Alde Manuce à Venise

À la Foire internationale du livre de Francfort, exposition instructive sur l’imprimeur-libraire Aldo Manuzio (ou Alde Manuce selon le vieil usage français, v. 1450-1515), dont le rôle fut considérable non seulement dans la diffusion de la culture humaniste à la Renaissance mais aussi dans la mise au point de l’objet livre tel que nous le connaissons aujourd’hui.

On sait peu de choses de sa jeunesse et de sa formation, si ce n’est qu’il étudia le grec à Ferrare. Parmi ses condisciples figurait Pic de la Mirandole. En 1494, après un séjour de quelques années à Carpi, nous le retrouvons à Venise.
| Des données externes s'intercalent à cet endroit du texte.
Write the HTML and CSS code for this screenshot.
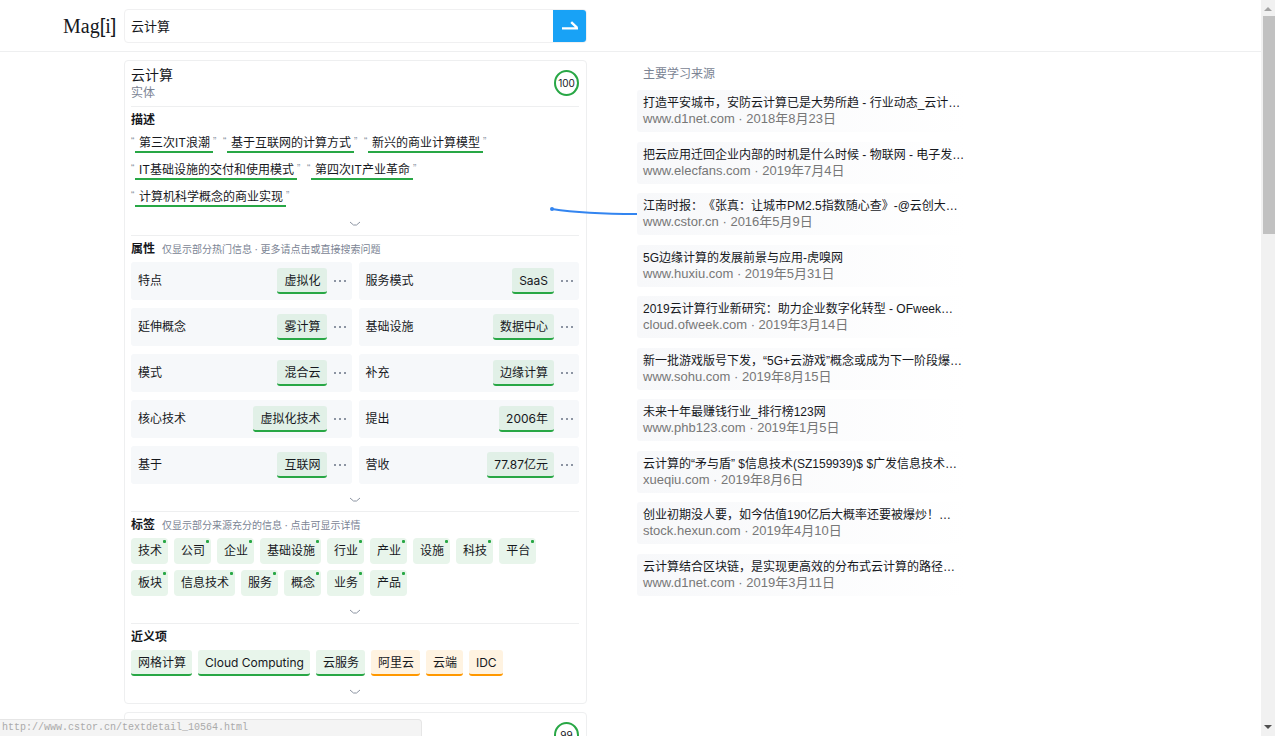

La Cité des Doges est alors la capitale européenne de l’édition. Plusieurs raisons y concourent : la présence d’importants capitaux provenant du commerce et pouvant être investis dans d’autres secteurs ; l’existence d’un marché intérieur encouragé par la proximité de l’université de Padoue et par le fait que les marchands, à la différence des seigneurs féodaux, doivent savoir lire, écrire et compter (c’est à Venise que paraît le premier manuel de comptabilité en partie double) ; l’existence de lignes commerciales facilitant l’exportation des livres ; la présence de nombreux étrangers capables de composer des textes dans leur langue : ainsi paraissent des livres en grec, en arménien, en cyrillique bosniaque, en croate ou en tchèque. À cela s’ajoute le fait que Venise est une ville libre, où tout peut être imprimé : les textes des réformés allemands aussi bien que les Sonnets luxurieux de l’Aretin. Les choses changeront au milieu du XVIe siècle, lorsque l’Église imposera l’Inquisition et l’Index des livres interdits.

Manuzio fait ses débuts vénitiens en publiant une grammaire grecque. Cette parution enclenche le projet d’imprimer toutes les œuvres grecques connues dans le texte original, avec l’aide d’érudits ayant fui l’Empire byzantin après sa conquête par les Ottomans. L’année 1499 voit paraître son chef-d’œuvre, l’édition illustrée du Songe de Poliphile, considéré comme le plus beau livre de la Renaissance.

Outre l’édition proprement dite des textes, Manuzio a joué un rôle capital dans l’amélioration de la lisibilité typographique, la modernisation de la ponctuation et l’élaboration des protocoles éditoriaux. Il est le premier à introduire l’usage d’une page de titre mentionnant le nom de l’auteur, le titre de l’ouvrage et la marque éditoriale ; le premier à numéroter les pages des deux côtés, à établir un index, à importer du grec le point-virgule, l’accent, l’apostrophe et la virgule crochetée. En 1495, pour le De Aetna de Pietro Bembo, il met au point avec le graveur Francesco Griffo l’élégant caractère qui sera précisément baptisé Bembo. Encore en usage de nos jours, ce caractère sera une source d’inspiration pour Claude Garamont en France et, quatre siècles plus tard, pour Stanley Morison en Angleterre. En 1500, toujours avec Griffo, il invente l’italique, qu’il emploiera pour l’édition de classiques latins et vernaculaires dans des livres de petit format, premiers du genre, qu’on peut considérer comme les ancêtres du livre de poche.

Les commissaires de l’exposition avancent également que, par ses choix de typographie et de mise en page motivés par le désir d’apporter le meilleur confort de lecture, Manuzio a contribué à faire évoluer la manière même de lire : « Il a été le premier à concevoir la lecture comme un loisir, et l’a écrit dans certaines préfaces qu’il a utilisées comme des outils de marketing éditorial, une autre de ses nouveautés. En définitive, l’invention la plus importante et la plus durable de Manuzio est précisément celle-ci : lire pour le plaisir, dans l’intimité et le silence. »

Ainsi cette exposition rappelle-t-elle implicitement que la lecture n’est pas seulement une opération mentale mais aussi une activité sensorielle et corporelle, où la prise de connaissance des textes est inséparable de la configuration matérielle du support qui la rend possible.


La marque éditoriale de Manuzio représente un dauphin s’enroulant autour d’une ancre,
symbolisant l’adage Festina lente (« Hâte-toi lentement »).